New Year’s Eve around the world

Due to the pandemic, New Year’s Eve will be subdued worldwide, with celebrations marking the start of 2022 largely canceled or scaled back. In the heart of Europe, in Paris, fireworks were canceled and the obligation to wear masks outdoors was reinstated, respected by the majority of people who spent the last hours of 2021 on the Champs-Élysées.

In Berlin, police asked not to go to the Brandenburg Gate, where a concert was taking place for which no live audience was expected, while in Madrid only 7,000 people were allowed to go to the Puerta del Sol, where the crowd traditionally tops 20,000 people in attendance.

In London, the traditional fireworks display in the city center was replaced by a televised light and drone show, held in a secret location to avoid crowds on site. In New York, only 15,000 people were allowed into Times Square. Further south on the continent, in Rio de Janeiro, a few thousand people gathered in Copacabana for the traditional fireworks display, while music played from loudspeakers in the absence of live concerts.

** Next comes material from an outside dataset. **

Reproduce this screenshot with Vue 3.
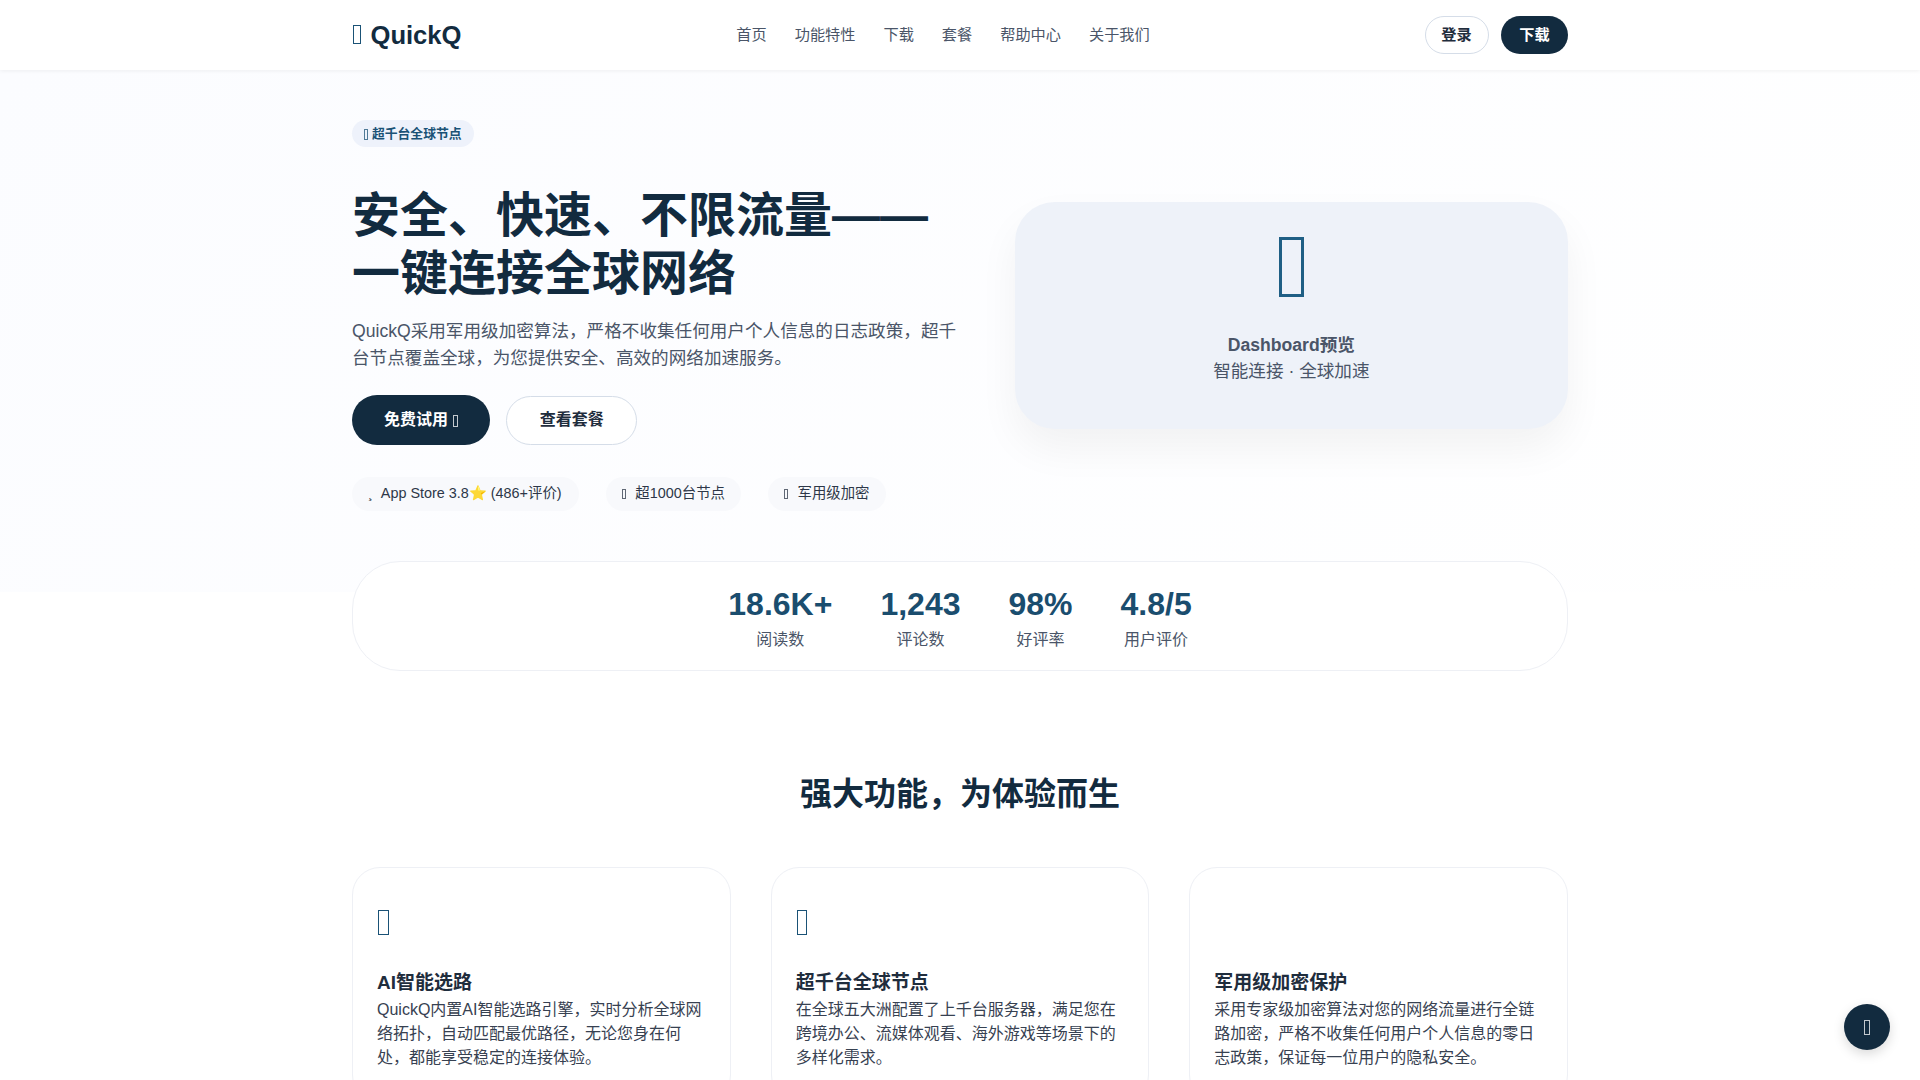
<template>
  <div class="page" lang="zh-CN">
    <header class="navbar">
      <div class="container nav-inner">
        <a class="logo"><i class="tofu logo-ico"></i>QuickQ</a>
        <nav class="nav-links">
          <a v-for="l in links" :key="l">{{ l }}</a>
        </nav>
        <div class="nav-btns">
          <a class="btn-outline small">登录</a>
          <a class="btn-dark small">下载</a>
        </div>
      </div>
    </header>

    <section class="hero">
      <div class="container hero-grid">
        <div class="hero-left">
          <span class="badge"><i class="tofu"></i> 超千台全球节点</span>
          <h1>安全、快速、不限流量——一键连接全球网络</h1>
          <p class="lead">QuickQ采用军用级加密算法，严格不收集任何用户个人信息的日志政策，超千台节点覆盖全球，为您提供安全、高效的网络加速服务。</p>
          <div class="hero-btns">
            <a class="btn-dark big">免费试用 <i class="tofu"></i></a>
            <a class="btn-outline big">查看套餐</a>
          </div>
          <div class="meta">
            <span class="pill first"><i class="apple">¸</i>App Store 3.8⭐ (486+评价)</span>
            <span class="pill"><i class="tofu"></i>超1000台节点</span>
            <span class="pill"><i class="tofu"></i>军用级加密</span>
          </div>
        </div>
        <div class="visual">
          <i class="tofu visual-ico"></i>
          <strong>Dashboard预览</strong>
          <span>智能连接 · 全球加速</span>
        </div>
      </div>
    </section>

    <div class="container">
      <div class="stats">
        <div v-for="s in stats" :key="s.label" class="stat">
          <div class="num">{{ s.num }}</div>
          <div class="label">{{ s.label }}</div>
        </div>
      </div>

      <h2>强大功能，为体验而生</h2>

      <div class="cards">
        <div v-for="c in cards" :key="c.title" class="card">
          <div class="card-ico"><i v-if="c.icon" class="tofu"></i></div>
          <h3>{{ c.title }}</h3>
          <p>{{ c.text }}</p>
        </div>
      </div>
    </div>

    <a class="to-top"><i class="tofu"></i></a>
  </div>
</template>

<script setup>
const links = ['首页', '功能特性', '下载', '套餐', '帮助中心', '关于我们'];
const stats = [
  { num: '18.6K+', label: '阅读数' },
  { num: '1,243', label: '评论数' },
  { num: '98%', label: '好评率' },
  { num: '4.8/5', label: '用户评价' },
];
const cards = [
  { icon: true, title: 'AI智能选路', text: 'QuickQ内置AI智能选路引擎，实时分析全球网络拓扑，自动匹配最优路径，无论您身在何处，都能享受稳定的连接体验。' },
  { icon: true, title: '超千台全球节点', text: '在全球五大洲配置了上千台服务器，满足您在跨境办公、流媒体观看、海外游戏等场景下的多样化需求。' },
  { icon: false, title: '军用级加密保护', text: '采用专家级加密算法对您的网络流量进行全链路加密，严格不收集任何用户个人信息的零日志政策，保证每一位用户的隐私安全。' },
];
</script>

<style>
body {
  margin: 0;
  overflow-x: hidden;
  font-family: "Liberation Sans", "Noto Sans CJK SC", sans-serif;
}
</style>

<style scoped>
.page {
  color: #1f2d3d;
  line-height: 1.5;
  background: #fff;
}
.container {
  width: 1216px;
  margin: 0 auto;
}
/* missing-icon box, sized through font-size */
.tofu {
  display: inline-block;
  box-sizing: border-box;
  width: 0.42em;
  height: 1em;
  font-size: 10.5px;
  border: 1px solid currentColor;
  vertical-align: middle;
  opacity: 0.75;
}
.navbar {
  height: 70px;
  background: #fff;
  box-shadow: 0 1px 4px rgba(0, 0, 0, 0.06);
  position: relative;
  z-index: 2;
}
.nav-inner {
  height: 100%;
  display: flex;
  align-items: center;
  justify-content: space-between;
}
.logo {
  display: flex;
  align-items: center;
  gap: 9.5px;
  font-size: 25.6px;
  font-weight: 700;
  color: #122b3f;
}
.logo-ico {
  font-size: 19px;
  margin-left: 1px;
  color: #1a5276;
  border-width: 1.5px;
  opacity: 1;
}
.nav-links {
  display: flex;
  gap: 28px;
  font-size: 15.2px;
  color: #4a5568;
}
.nav-btns {
  display: flex;
  align-items: center;
  gap: 12.5px;
}
.btn-dark {
  display: inline-block;
  background: #122b3f;
  color: #fff;
  font-weight: 700;
  border-radius: 40px;
}
.btn-outline {
  display: inline-block;
  background: #fff;
  color: #1f2d3d;
  font-weight: 700;
  border: 1.5px solid #d5dde8;
  border-radius: 40px;
}
.small {
  font-size: 15.2px;
  padding: 7.5px 18.3px;
}
.btn-outline.small {
  padding: 7px 15.8px;
}
.big {
  font-size: 16px;
  padding: 13px 32px;
}
.big .tofu {
  font-size: 11.5px;
  margin-left: 1px;
}
.btn-outline.big {
  padding: 11.5px 32.5px;
}
.hero {
  padding: 50px 0 81px;
  background: linear-gradient(135deg, #fbfcff 0%, #fff 100%);
}
.hero-grid {
  display: grid;
  grid-template-columns: 1.1fr 1fr;
  gap: 54px;
  align-items: center;
}
.badge {
  display: block;
  width: fit-content;
  padding: 4px 12px;
  background: #eef2fb;
  color: #1a5276;
  font-size: 12.8px;
  font-weight: 700;
  border-radius: 40px;
}
h1 {
  margin: 40px 0 16px;
  font-size: 48px;
  line-height: 1.2;
  font-weight: 700;
  color: #122b3f;
}
.lead {
  margin: 0 0 24px;
  font-size: 17.6px;
  color: #4a5568;
}
.hero-btns {
  display: flex;
  gap: 16px;
  align-items: center;
}
.meta {
  display: flex;
  gap: 27px;
  margin-top: 32px;
}
.pill {
  display: flex;
  align-items: center;
  gap: 9.2px;
  padding: 6px 16px;
  font-size: 14.4px;
  background: #f8f9fc;
  border-radius: 40px;
  color: #2d3748;
}
.pill.first {
  gap: 8px;
  padding-right: 17.2px;
}
.apple {
  font-style: normal;
}
.visual {
  height: 227px;
  box-sizing: border-box;
  padding-top: 35px;
  display: flex;
  flex-direction: column;
  align-items: center;
  background: #eef2f9;
  border-radius: 40px;
  box-shadow: 0 20px 40px rgba(0, 0, 0, 0.05);
  color: #4a5568;
  font-size: 17.6px;
}
.visual-ico {
  font-size: 60px;
  border-width: 3px;
  color: #1f5f85;
  margin-bottom: 35px;
  opacity: 1;
}
.stats {
  display: flex;
  justify-content: center;
  gap: 48px;
  margin-top: -31px;
  padding: 23px 24px 18px;
  background: #fff;
  border: 1px solid #eef0f5;
  border-radius: 48px;
  position: relative;
  text-align: center;
}
.num {
  font-size: 32px;
  font-weight: 700;
  color: #1a4d6e;
  line-height: 1.2;
}
.label {
  margin-top: 5px;
  font-size: 16px;
  color: #4a5568;
}
h2 {
  margin: 98.6px 0 49px;
  text-align: center;
  font-size: 32px;
  font-weight: 700;
  color: #122b3f;
}
.cards {
  display: grid;
  grid-template-columns: repeat(3, 1fr);
  gap: 40px;
}
.card {
  padding: 33.5px 24px 32px;
  border: 1px solid #eef0f5;
  border-radius: 28px;
  background: #fff;
}
.card-ico {
  height: 48px;
  margin-bottom: 20px;
  color: #1a5276;
  padding-top: 9px;
  box-sizing: border-box;
}
.card-ico .tofu {
  display: block;
  width: 10.5px;
  font-size: 25px;
  margin-left: 1px;
  opacity: 1;
  border-width: 1.5px;
}
h3 {
  margin: 0;
  font-size: 19px;
  font-weight: 700;
  color: #1f2d3d;
}
.card p {
  margin: 0;
  font-size: 16px;
  color: #374151;
}
.to-top {
  position: fixed;
  right: 30px;
  bottom: 30px;
  width: 46px;
  height: 46px;
  display: flex;
  align-items: center;
  justify-content: center;
  border-radius: 50%;
  background: #122b3f;
  color: #fff;
  box-shadow: 0 4px 12px rgba(0, 0, 0, 0.15);
}
.to-top .tofu {
  font-size: 15px;
}
</style>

Australia also celebrated the start of the new year, despite a record 32,000 new cases in a day, with thousands of fireworks lighting up the Sydney sky at midnight in front of a smaller crowd than in previous years. South Korea has closed many beaches and attractions on its east coast, while India has imposed nighttime curfews and restrictions in New Delhi, Mumbai and other major cities.

In China, the Shanghai government canceled the usual light show along the Huangpu River that usually attracts hundreds of thousands of spectators. Even in Beijing, where temples have been closed or have limited access since mid-December, there are no public celebrations.